---------- Collected material ----------

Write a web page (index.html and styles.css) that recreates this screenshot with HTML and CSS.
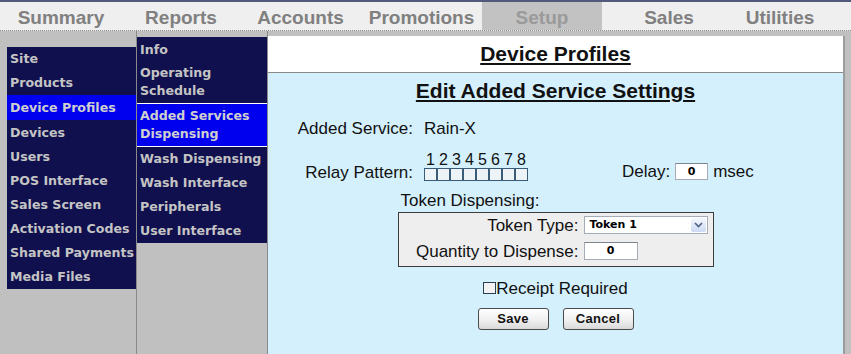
FILE: index.html
```html
<!DOCTYPE html>
<html>
<head>
<meta charset="utf-8">
<link rel="stylesheet" href="styles.css">
</head>
<body>
<div class="page">
  <div class="tabs">
    <div class="tab w1">Summary</div>
    <div class="tab w2">Reports</div>
    <div class="tab w3">Accounts</div>
    <div class="tab w4">Promotions</div>
    <div class="tab w5 active">Setup</div>
    <div class="tab w6">Sales</div>
    <div class="tab w7">Utilities</div>
    <div class="tab-fill"></div>
  </div>
  <div class="main">
    <div class="col1">
      <ul class="menu">
        <li>Site</li>
        <li>Products</li>
        <li class="active">Device Profiles</li>
        <li>Devices</li>
        <li>Users</li>
        <li>POS Interface</li>
        <li>Sales Screen</li>
        <li>Activation Codes</li>
        <li>Shared Payments</li>
        <li>Media Files</li>
      </ul>
    </div>
    <div class="col2">
      <ul class="menu sub">
        <li>Info</li>
        <li>Operating<br>Schedule</li>
        <li class="active">Added Services<br>Dispensing</li>
        <li>Wash Dispensing</li>
        <li>Wash Interface</li>
        <li>Peripherals</li>
        <li>User Interface</li>
      </ul>
    </div>
    <div class="content">
      <div class="header"><span class="u">Device Profiles</span></div>
      <div class="form">
        <h2 class="title"><span class="u">Edit Added Service Settings</span></h2>
        <div class="row r1">
          <div class="lbl">Added Service:</div>
          <div class="val">Rain-X</div>
        </div>
        <div class="row r2">
          <div class="lbl lbl-relay">Relay Pattern:</div>
          <div class="relay">
            <div class="digits"><span>1</span><span>2</span><span>3</span><span>4</span><span>5</span><span>6</span><span>7</span><span>8</span></div>
            <div class="boxes"><span></span><span></span><span></span><span></span><span></span><span></span><span></span><span></span></div>
          </div>
          <div class="delay">
            <span class="dl-text">Delay:</span>
            <span class="input in-delay">0</span>
            <span class="dl-text ms">msec</span>
          </div>
        </div>
        <div class="token">
          <div class="tok-label">Token Dispensing:</div>
          <div class="tok-box">
            <div class="tok-row">
              <div class="tok-lbl">Token Type:</div>
              <div class="select">
                <span class="sel-text">Token 1</span>
                <span class="sel-btn"><svg width="9" height="6" viewBox="0 0 9 6"><path d="M1 1 L4.5 4.5 L8 1" fill="none" stroke="#4d6185" stroke-width="1.6"/></svg></span>
              </div>
            </div>
            <div class="tok-row tr2">
              <div class="tok-lbl">Quantity to Dispense:</div>
              <span class="input in-qty">0</span>
            </div>
          </div>
        </div>
        <div class="receipt"><span class="cb"></span>Receipt Required</div>
        <div class="buttons">
          <button class="btn">Save</button>
          <button class="btn">Cancel</button>
        </div>
      </div>
    </div>
    <div class="gutter"></div>
  </div>
</div>
</body>
</html>
```

FILE: styles.css
```css
html, body {
  margin: 0;
  padding: 0;
}
body {
  background: #c0c0c0;
  font-family: "Liberation Sans", Arial, sans-serif;
  color: #000;
  overflow: hidden;
}
.page {
  width: 851px;
  height: 354px;
  display: flex;
  flex-direction: column;
}

/* top tabs */
.tabs {
  display: flex;
  height: 28px;
  border-top: 2px solid #505b7b;
  border-bottom: 1px dotted #8c8c8c;
  background: #efefef;
}
.tab {
  box-sizing: border-box;
  height: 28px;
  padding-top: 2px;
  font: bold 19px/27px "Liberation Sans", Arial, sans-serif;
  color: #808080;
  text-align: center;
  white-space: nowrap;
}
.tab.active {
  background: #c2c2c2;
  color: #9a9a9a;
}
.w1 { width: 122px; }
.w2 { width: 118px; }
.w3 { width: 121px; }
.w4 { width: 121px; }
.w5 { width: 120px; }
.w6 { width: 134px; }
.w7 { width: 88px; }
.tab-fill { flex: 1; }

/* main area */
.main {
  flex: 1;
  display: flex;
  min-height: 0;
}
.col1 {
  box-sizing: border-box;
  width: 137px;
  padding: 16px 0 0 7px;
  border-right: 1px solid #8a8a8a;
}
.col2 {
  box-sizing: border-box;
  width: 131px;
  padding-top: 6px;
  border-right: 1px solid #8a8a8a;
}
.menu {
  list-style: none;
  margin: 0;
  padding: 0;
  background: #10104e;
}
.menu li {
  font: bold 12.6px/18px "DejaVu Sans", Verdana, sans-serif;
  color: #c4c4c4;
  padding: 3px 2px 3px 3px;
  white-space: nowrap;
}
.menu li.active {
  background: #0000ee;
  color: #cfcfcf;
}
.col1 .menu li.active {
  padding-top: 4px;
  margin-bottom: 1px;
  padding-bottom: 3px;
}
.sub li {
  padding-top: 3px;
}
.sub li:first-child {
  padding-top: 4px;
  padding-bottom: 2px;
}
.sub li.active {
  border-top: 1px solid #ffffff;
  border-bottom: 1px solid #ffffff;
}

/* content */
.content {
  width: 575px;
  margin-top: 5px;
  background: #d4f0fc;
  border-right: 2px solid #9c9c9c;
  display: flex;
  flex-direction: column;
}
.gutter { flex: 1; }
.header {
  box-sizing: border-box;
  height: 37px;
  background: #fff;
  border-bottom: 1px solid #8a8a8a;
  text-align: center;
  font: bold 21px/36px "Liberation Sans", Arial, sans-serif;
  color: #111;
}
.u {
  text-decoration: underline;
  text-decoration-thickness: 2px;
  text-underline-offset: 2px;
}
.form {
  padding-top: 6px;
  display: flex;
  flex-direction: column;
}
.title {
  margin: 0;
  font: bold 21px/24px "Liberation Sans", Arial, sans-serif;
  text-align: center;
  color: #111;
}
.row {
  display: flex;
  align-items: flex-end;
  font-size: 17px;
  color: #111;
}
.lbl {
  width: 145px;
  text-align: right;
  margin-right: 11px;
}
.r1 {
  margin-top: 16px;
  line-height: 20px;
}
.r2 {
  margin-top: 13px;
  line-height: 17px;
}
.relay {
  display: flex;
  flex-direction: column;
}
.digits {
  display: flex;
  font-size: 16px;
  line-height: 15px;
}
.digits span {
  width: 13px;
  text-align: center;
}
.boxes {
  display: flex;
  margin-top: 1px;
}
.boxes span {
  width: 11px;
  height: 11px;
  border: 1px solid #3a5c78;
  background: #eef3f7;
}
.delay {
  display: flex;
  align-items: flex-end;
  margin-left: 94px;
  margin-bottom: 1px;
}
.input {
  box-sizing: border-box;
  display: block;
  background: #fff;
  border: 1px solid #a5acb5;
  border-top-color: #7b8590;
  font: bold 11px/15px "DejaVu Sans", Tahoma, sans-serif;
  text-align: center;
  color: #000;
}
.in-delay {
  width: 33px;
  height: 17px;
  margin: 0 5px;
}
.token {
  width: 316px;
  margin: 10px auto 0;
  font-size: 17px;
  color: #111;
}
.tok-label {
  line-height: 20px;
  padding-left: 3px;
}
.tok-box {
  margin-top: 1px;
  border: 1px solid #3c3c3c;
  background: #eeeeee;
  padding: 3px 0 6px;
}
.tok-row {
  display: flex;
  align-items: flex-end;
  height: 18px;
}
.tr2 {
  margin-top: 8px;
}
.tok-lbl {
  width: 180px;
  padding-right: 5px;
  text-align: right;
  line-height: 16px;
}
.select {
  box-sizing: border-box;
  width: 124px;
  height: 18px;
  display: flex;
  background: #fff;
  border: 1px solid #a5acb5;
}
.sel-text {
  flex: 1;
  font: bold 11px/16px "DejaVu Sans", Tahoma, sans-serif;
  padding-left: 5px;
  color: #000;
}
.sel-btn {
  width: 15px;
  margin: 1px;
  display: flex;
  align-items: center;
  justify-content: center;
  background: linear-gradient(#f4f7fd, #cdd9f3);
  border-radius: 2px;
}
.in-qty {
  width: 54px;
  height: 18px;
  line-height: 16px;
}
.receipt {
  margin-top: 12px;
  display: flex;
  justify-content: center;
  align-items: center;
  font-size: 17px;
  line-height: 20px;
  color: #111;
}
.cb {
  box-sizing: border-box;
  width: 13px;
  height: 12px;
  border: 1px solid #2a3f55;
  background: #f2f2f2;
  margin-top: -2px;
}
.buttons {
  display: flex;
  justify-content: center;
  gap: 14px;
  margin-top: 9px;
}
.btn {
  box-sizing: border-box;
  width: 71px;
  height: 22px;
  padding: 0;
  font: bold 13px/20px "Liberation Sans", Arial, sans-serif;
  letter-spacing: 0.3px;
  color: #111;
  border: 1px solid #4a4a4a;
  border-radius: 3px;
  background: linear-gradient(#ffffff, #f0f0f0 55%, #d9d9d9);
}
```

----------

- [What this task involves]
Identify every line holding the word "page" and copy it out.

- [In response]
Write a web page (index.html and styles.css) that recreates this screenshot with HTML and CSS.
<div class="page">
.page {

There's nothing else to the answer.